WHAT YOU SHOULD DO:
Restate all the material verbatim, except for the pictures.

[AVAILABLE DATA start]

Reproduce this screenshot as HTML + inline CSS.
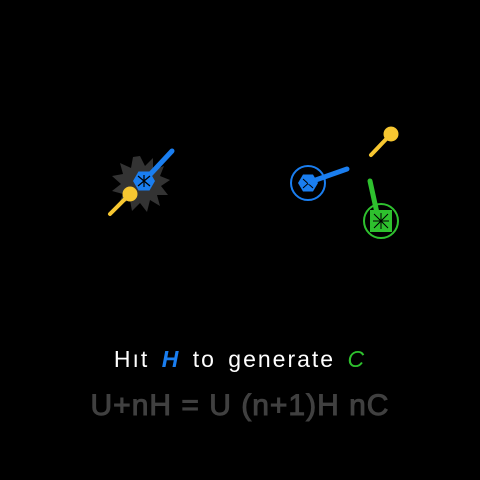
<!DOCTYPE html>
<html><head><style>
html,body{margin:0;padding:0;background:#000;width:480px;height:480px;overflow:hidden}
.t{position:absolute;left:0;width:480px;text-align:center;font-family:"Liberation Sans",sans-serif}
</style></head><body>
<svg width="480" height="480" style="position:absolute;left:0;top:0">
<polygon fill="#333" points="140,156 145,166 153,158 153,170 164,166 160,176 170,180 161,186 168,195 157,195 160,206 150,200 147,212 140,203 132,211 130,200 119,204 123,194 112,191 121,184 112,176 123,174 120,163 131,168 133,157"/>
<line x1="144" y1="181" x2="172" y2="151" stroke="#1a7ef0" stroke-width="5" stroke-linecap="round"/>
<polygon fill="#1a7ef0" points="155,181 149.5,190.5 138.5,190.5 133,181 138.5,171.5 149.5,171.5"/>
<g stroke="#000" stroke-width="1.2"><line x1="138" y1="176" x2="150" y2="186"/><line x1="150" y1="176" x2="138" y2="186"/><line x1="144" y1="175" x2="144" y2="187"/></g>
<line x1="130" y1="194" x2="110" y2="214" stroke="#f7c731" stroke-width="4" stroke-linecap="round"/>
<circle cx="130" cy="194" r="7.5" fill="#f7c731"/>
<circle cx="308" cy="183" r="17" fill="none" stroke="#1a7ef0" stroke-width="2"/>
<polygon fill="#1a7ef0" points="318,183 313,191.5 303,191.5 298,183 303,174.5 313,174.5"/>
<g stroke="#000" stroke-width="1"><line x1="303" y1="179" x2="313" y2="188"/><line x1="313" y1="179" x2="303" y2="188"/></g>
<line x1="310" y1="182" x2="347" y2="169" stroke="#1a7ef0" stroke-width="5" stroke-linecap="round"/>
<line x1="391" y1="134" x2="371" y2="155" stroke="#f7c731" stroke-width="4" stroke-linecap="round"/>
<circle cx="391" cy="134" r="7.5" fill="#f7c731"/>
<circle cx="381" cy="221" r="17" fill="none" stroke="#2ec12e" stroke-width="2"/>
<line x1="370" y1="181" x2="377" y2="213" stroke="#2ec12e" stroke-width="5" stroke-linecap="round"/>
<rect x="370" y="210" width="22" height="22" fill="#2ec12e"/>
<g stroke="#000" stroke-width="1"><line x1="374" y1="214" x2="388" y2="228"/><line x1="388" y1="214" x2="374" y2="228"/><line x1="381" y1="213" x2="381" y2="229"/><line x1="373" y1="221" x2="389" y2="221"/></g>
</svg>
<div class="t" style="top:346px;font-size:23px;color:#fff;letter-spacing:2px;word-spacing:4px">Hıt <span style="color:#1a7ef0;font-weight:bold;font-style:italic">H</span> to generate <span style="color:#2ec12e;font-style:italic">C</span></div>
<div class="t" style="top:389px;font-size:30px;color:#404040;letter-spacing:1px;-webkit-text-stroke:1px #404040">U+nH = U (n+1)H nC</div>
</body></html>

[AVAILABLE DATA end]

RESPONSE FOR THIS EXERCISE:
Reproduce this screenshot as HTML + inline CSS.
<!DOCTYPE html>
<html><head><style>
html,body{margin:0;padding:0;background:#000;width:480px;height:480px;overflow:hidden}
.t{position:absolute;left:0;width:480px;text-align:center;font-family:"Liberation Sans",sans-serif}
</style></head><body>
<svg width="480" height="480" style="position:absolute;left:0;top:0">
<polygon fill="#333" points="140,156 145,166 153,158 153,170 164,166 160,176 170,180 161,186 168,195 157,195 160,206 150,200 147,212 140,203 132,211 130,200 119,204 123,194 112,191 121,184 112,176 123,174 120,163 131,168 133,157"/>
<line x1="144" y1="181" x2="172" y2="151" stroke="#1a7ef0" stroke-width="5" stroke-linecap="round"/>
<polygon fill="#1a7ef0" points="155,181 149.5,190.5 138.5,190.5 133,181 138.5,171.5 149.5,171.5"/>
<g stroke="#000" stroke-width="1.2"><line x1="138" y1="176" x2="150" y2="186"/><line x1="150" y1="176" x2="138" y2="186"/><line x1="144" y1="175" x2="144" y2="187"/></g>
<line x1="130" y1="194" x2="110" y2="214" stroke="#f7c731" stroke-width="4" stroke-linecap="round"/>
<circle cx="130" cy="194" r="7.5" fill="#f7c731"/>
<circle cx="308" cy="183" r="17" fill="none" stroke="#1a7ef0" stroke-width="2"/>
<polygon fill="#1a7ef0" points="318,183 313,191.5 303,191.5 298,183 303,174.5 313,174.5"/>
<g stroke="#000" stroke-width="1"><line x1="303" y1="179" x2="313" y2="188"/><line x1="313" y1="179" x2="303" y2="188"/></g>
<line x1="310" y1="182" x2="347" y2="169" stroke="#1a7ef0" stroke-width="5" stroke-linecap="round"/>
<line x1="391" y1="134" x2="371" y2="155" stroke="#f7c731" stroke-width="4" stroke-linecap="round"/>
<circle cx="391" cy="134" r="7.5" fill="#f7c731"/>
<circle cx="381" cy="221" r="17" fill="none" stroke="#2ec12e" stroke-width="2"/>
<line x1="370" y1="181" x2="377" y2="213" stroke="#2ec12e" stroke-width="5" stroke-linecap="round"/>
<rect x="370" y="210" width="22" height="22" fill="#2ec12e"/>
<g stroke="#000" stroke-width="1"><line x1="374" y1="214" x2="388" y2="228"/><line x1="388" y1="214" x2="374" y2="228"/><line x1="381" y1="213" x2="381" y2="229"/><line x1="373" y1="221" x2="389" y2="221"/></g>
</svg>
<div class="t" style="top:346px;font-size:23px;color:#fff;letter-spacing:2px;word-spacing:4px">Hıt <span style="color:#1a7ef0;font-weight:bold;font-style:italic">H</span> to generate <span style="color:#2ec12e;font-style:italic">C</span></div>
<div class="t" style="top:389px;font-size:30px;color:#404040;letter-spacing:1px;-webkit-text-stroke:1px #404040">U+nH = U (n+1)H nC</div>
</body></html>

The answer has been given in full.